Give every line back verbatim, dropping all images.

--*--

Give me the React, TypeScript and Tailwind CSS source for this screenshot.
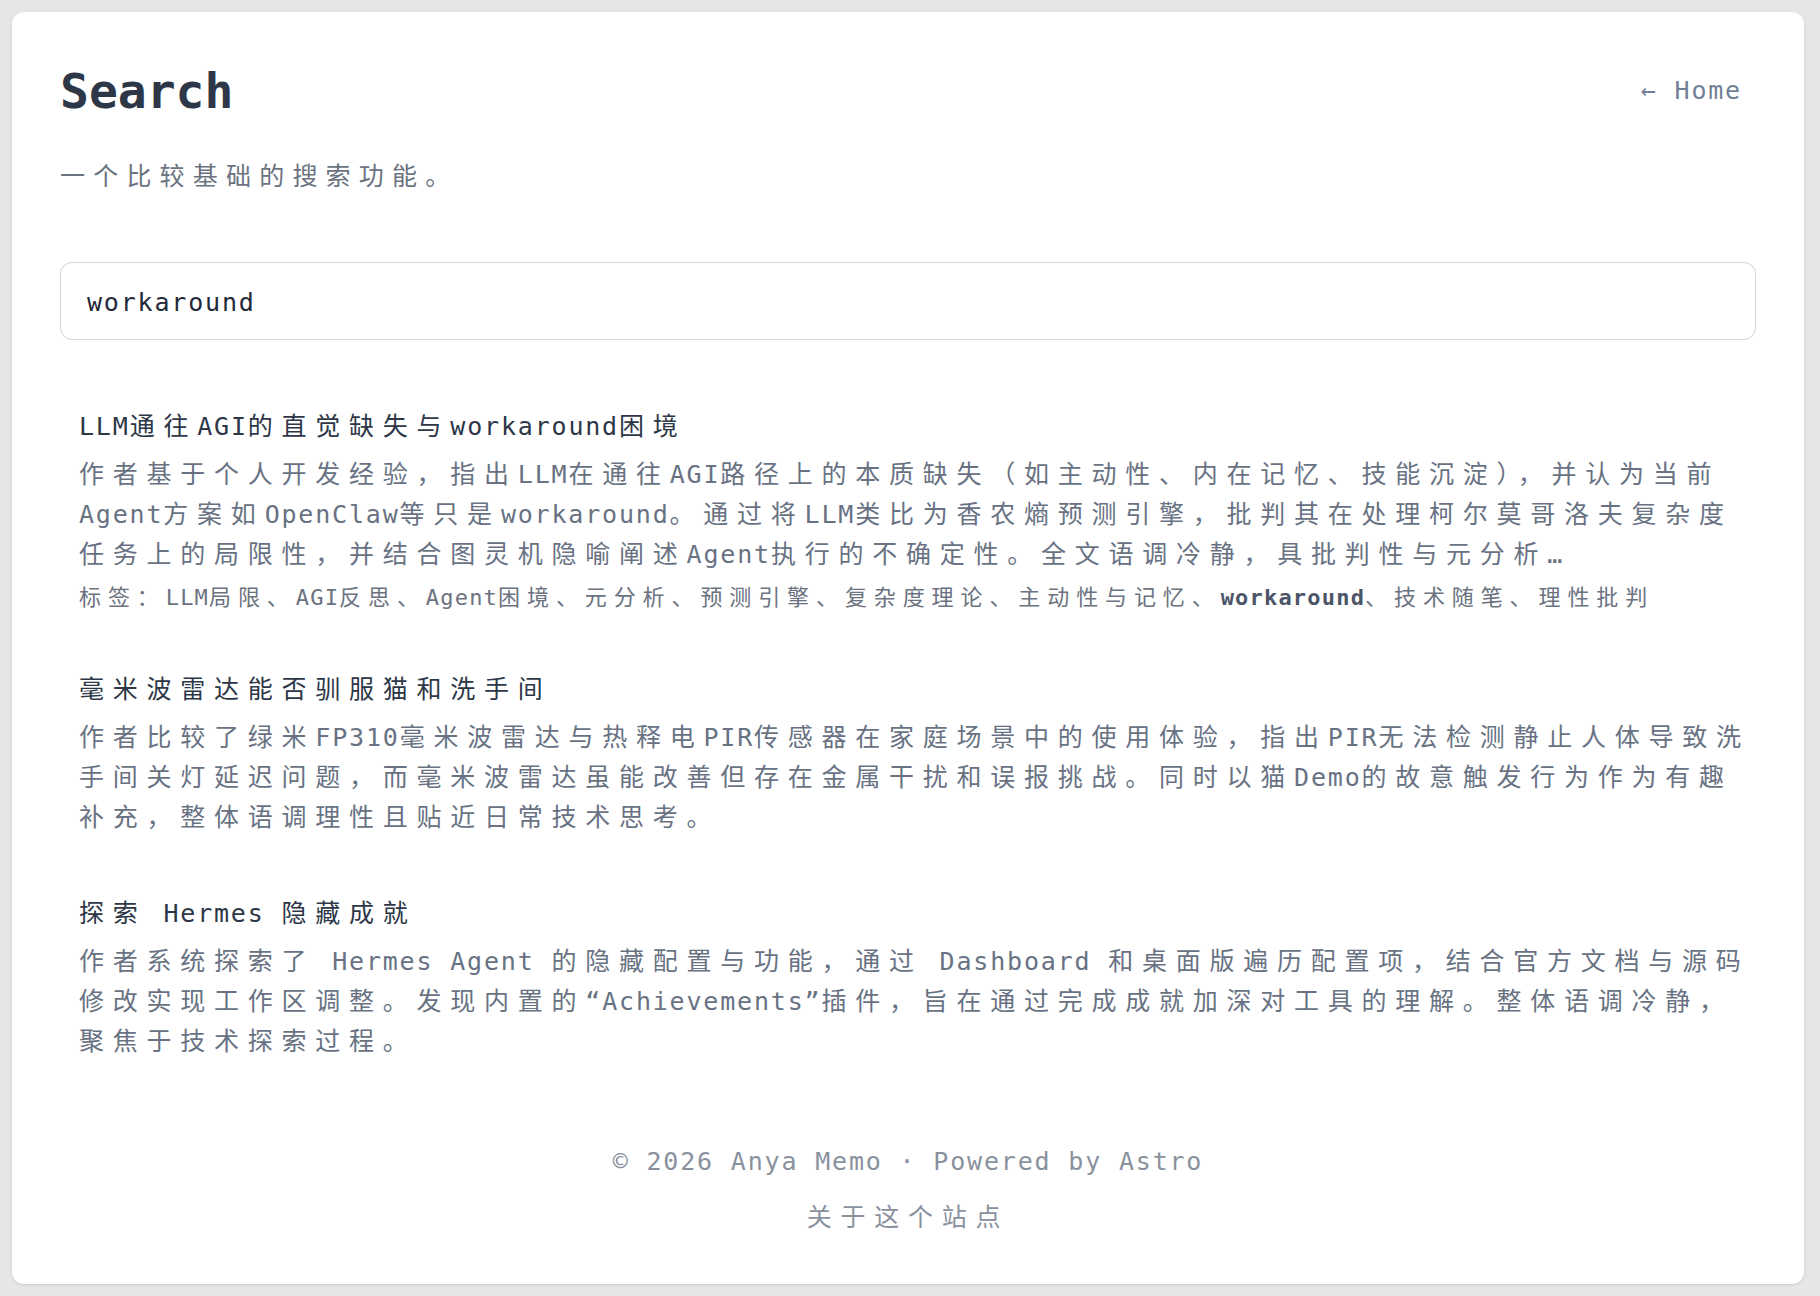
import { useState } from "react"

const LATIN_RUN = /([\u0020-\u007E\u00A9\u00B7\u2026\u2190\u201C\u201D]+)/

const Mixed = ({ text, latin }: { text: string; latin: string }) => (
    <>
        {text.split(LATIN_RUN).map((part, i) =>
            i % 2 === 1 ? <span key={i} className={latin}>{part}</span> : part
        )}
    </>
)

const mono = "font-['DejaVu_Sans_Mono',monospace]"
const bodyLatin = "font-['DejaVu_Sans_Mono',monospace] text-[25px] tracking-[1.82px] leading-none"
const tagLatin = "font-['DejaVu_Sans_Mono',monospace] text-[22px] tracking-[1.2px] leading-none"

const results = [
    {
        title: "LLM通往AGI的直觉缺失与workaround困境",
        summary:
            "作者基于个人开发经验，指出LLM在通往AGI路径上的本质缺失（如主动性、内在记忆、技能沉淀），并认为当前Agent方案如OpenClaw等只是workaround。通过将LLM类比为香农熵预测引擎，批判其在处理柯尔莫哥洛夫复杂度任务上的局限性，并结合图灵机隐喻阐述Agent执行的不确定性。全文语调冷静，具批判性与元分析…",
        tags: ["LLM局限", "AGI反思", "Agent困境", "元分析", "预测引擎", "复杂度理论", "主动性与记忆", "workaround", "技术随笔", "理性批判"],
    },
    {
        title: "毫米波雷达能否驯服猫和洗手间",
        summary:
            "作者比较了绿米FP310毫米波雷达与热释电PIR传感器在家庭场景中的使用体验，指出PIR无法检测静止人体导致洗手间关灯延迟问题，而毫米波雷达虽能改善但存在金属干扰和误报挑战。同时以猫Demo的故意触发行为作为有趣补充，整体语调理性且贴近日常技术思考。",
        tags: [],
    },
    {
        title: "探索 Hermes 隐藏成就",
        summary:
            "作者系统探索了 Hermes Agent 的隐藏配置与功能，通过 Dashboard 和桌面版遍历配置项，结合官方文档与源码修改实现工作区调整。发现内置的“Achievements”插件，旨在通过完成成就加深对工具的理解。整体语调冷静，聚焦于技术探索过程。",
        tags: [],
    },
]

const SearchResult = ({ item, query }: { item: (typeof results)[number]; query: string }) => {
    return (
        <li>
            <h2 className="text-[25px] leading-[40px] tracking-[8.75px] font-normal text-[#2d3748]">
                <Mixed text={item.title} latin={bodyLatin} />
            </h2>
            <p className="mt-2 text-[25px] leading-[40px] tracking-[8.75px] text-[#687283]">
                <Mixed text={item.summary} latin={bodyLatin} />
            </p>
            {item.tags.length > 0 && (
                <p className="mt-[7px] text-[22px] leading-[32px] tracking-[6.9px] text-[#6b7280]">
                    标签：
                    {item.tags.map((tag, i) => (
                        <span key={tag}>
                            {tag === query ? (
                                <span className={`${tagLatin} font-bold text-[#4a5568]`}>{tag}</span>
                            ) : (
                                <Mixed text={tag} latin={tagLatin} />
                            )}
                            {i < item.tags.length - 1 && "、"}
                        </span>
                    ))}
                </p>
            )}
        </li>
    )
}

const App = () => {
    const [query, setQuery] = useState("workaround")

    return (
        <div className="min-h-screen bg-[#e6e6e6] p-3">
            <div className="max-w-[1792px] rounded-xl bg-white px-12 pt-[50px] pb-[49px] shadow-sm font-['Noto_Sans_CJK_SC',sans-serif]">
                <header className="flex items-center justify-between">
                    <h1 className={`${mono} text-[48px] leading-[58px] font-bold text-[#2d3748]`}>Search</h1>
                    <a href="#" className={`${mono} pr-[14px] text-[25px] tracking-[1.82px] text-[#718096]`}>
                        ← Home
                    </a>
                </header>

                <p className="mt-[34px] text-[25px] leading-[40px] tracking-[8.2px] text-[#6b7280]">一个比较基础的搜索功能。</p>

                <input
                    value={query}
                    onChange={(e) => setQuery(e.target.value)}
                    className={`${mono} mt-[68px] block h-[78px] w-full rounded-xl border border-[#d4d4d8] pl-[26px] pt-[3px] text-[25px] tracking-[1.82px] text-[#1f2937] outline-none`}
                />

                <ul className="mt-[64px] flex flex-col gap-[56px] pl-[19px]">
                    {results.map((item) => (
                        <SearchResult key={item.title} item={item} query={query} />
                    ))}
                </ul>

                <footer className="mt-[83px] text-center leading-[40px] text-[#8a919e]">
                    <p className={`${mono} text-[25px] tracking-[1.82px]`}>© 2026 Anya Memo · Powered by Astro</p>
                    <p className="mt-[13px] text-[25px] tracking-[8.75px]">关于这个站点</p>
                </footer>
            </div>
        </div>
    )
}

export default App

--*--

Solution for this problem:
Give me the React, TypeScript and Tailwind CSS source for this screenshot.
import { useState } from "react"

const LATIN_RUN = /([\u0020-\u007E\u00A9\u00B7\u2026\u2190\u201C\u201D]+)/

const Mixed = ({ text, latin }: { text: string; latin: string }) => (
    <>
        {text.split(LATIN_RUN).map((part, i) =>
            i % 2 === 1 ? <span key={i} className={latin}>{part}</span> : part
        )}
    </>
)

const mono = "font-['DejaVu_Sans_Mono',monospace]"
const bodyLatin = "font-['DejaVu_Sans_Mono',monospace] text-[25px] tracking-[1.82px] leading-none"
const tagLatin = "font-['DejaVu_Sans_Mono',monospace] text-[22px] tracking-[1.2px] leading-none"

const results = [
    {
        title: "LLM通往AGI的直觉缺失与workaround困境",
        summary:
            "作者基于个人开发经验，指出LLM在通往AGI路径上的本质缺失（如主动性、内在记忆、技能沉淀），并认为当前Agent方案如OpenClaw等只是workaround。通过将LLM类比为香农熵预测引擎，批判其在处理柯尔莫哥洛夫复杂度任务上的局限性，并结合图灵机隐喻阐述Agent执行的不确定性。全文语调冷静，具批判性与元分析…",
        tags: ["LLM局限", "AGI反思", "Agent困境", "元分析", "预测引擎", "复杂度理论", "主动性与记忆", "workaround", "技术随笔", "理性批判"],
    },
    {
        title: "毫米波雷达能否驯服猫和洗手间",
        summary:
            "作者比较了绿米FP310毫米波雷达与热释电PIR传感器在家庭场景中的使用体验，指出PIR无法检测静止人体导致洗手间关灯延迟问题，而毫米波雷达虽能改善但存在金属干扰和误报挑战。同时以猫Demo的故意触发行为作为有趣补充，整体语调理性且贴近日常技术思考。",
        tags: [],
    },
    {
        title: "探索 Hermes 隐藏成就",
        summary:
            "作者系统探索了 Hermes Agent 的隐藏配置与功能，通过 Dashboard 和桌面版遍历配置项，结合官方文档与源码修改实现工作区调整。发现内置的“Achievements”插件，旨在通过完成成就加深对工具的理解。整体语调冷静，聚焦于技术探索过程。",
        tags: [],
    },
]

const SearchResult = ({ item, query }: { item: (typeof results)[number]; query: string }) => {
    return (
        <li>
            <h2 className="text-[25px] leading-[40px] tracking-[8.75px] font-normal text-[#2d3748]">
                <Mixed text={item.title} latin={bodyLatin} />
            </h2>
            <p className="mt-2 text-[25px] leading-[40px] tracking-[8.75px] text-[#687283]">
                <Mixed text={item.summary} latin={bodyLatin} />
            </p>
            {item.tags.length > 0 && (
                <p className="mt-[7px] text-[22px] leading-[32px] tracking-[6.9px] text-[#6b7280]">
                    标签：
                    {item.tags.map((tag, i) => (
                        <span key={tag}>
                            {tag === query ? (
                                <span className={`${tagLatin} font-bold text-[#4a5568]`}>{tag}</span>
                            ) : (
                                <Mixed text={tag} latin={tagLatin} />
                            )}
                            {i < item.tags.length - 1 && "、"}
                        </span>
                    ))}
                </p>
            )}
        </li>
    )
}

const App = () => {
    const [query, setQuery] = useState("workaround")

    return (
        <div className="min-h-screen bg-[#e6e6e6] p-3">
            <div className="max-w-[1792px] rounded-xl bg-white px-12 pt-[50px] pb-[49px] shadow-sm font-['Noto_Sans_CJK_SC',sans-serif]">
                <header className="flex items-center justify-between">
                    <h1 className={`${mono} text-[48px] leading-[58px] font-bold text-[#2d3748]`}>Search</h1>
                    <a href="#" className={`${mono} pr-[14px] text-[25px] tracking-[1.82px] text-[#718096]`}>
                        ← Home
                    </a>
                </header>

                <p className="mt-[34px] text-[25px] leading-[40px] tracking-[8.2px] text-[#6b7280]">一个比较基础的搜索功能。</p>

                <input
                    value={query}
                    onChange={(e) => setQuery(e.target.value)}
                    className={`${mono} mt-[68px] block h-[78px] w-full rounded-xl border border-[#d4d4d8] pl-[26px] pt-[3px] text-[25px] tracking-[1.82px] text-[#1f2937] outline-none`}
                />

                <ul className="mt-[64px] flex flex-col gap-[56px] pl-[19px]">
                    {results.map((item) => (
                        <SearchResult key={item.title} item={item} query={query} />
                    ))}
                </ul>

                <footer className="mt-[83px] text-center leading-[40px] text-[#8a919e]">
                    <p className={`${mono} text-[25px] tracking-[1.82px]`}>© 2026 Anya Memo · Powered by Astro</p>
                    <p className="mt-[13px] text-[25px] tracking-[8.75px]">关于这个站点</p>
                </footer>
            </div>
        </div>
    )
}

export default App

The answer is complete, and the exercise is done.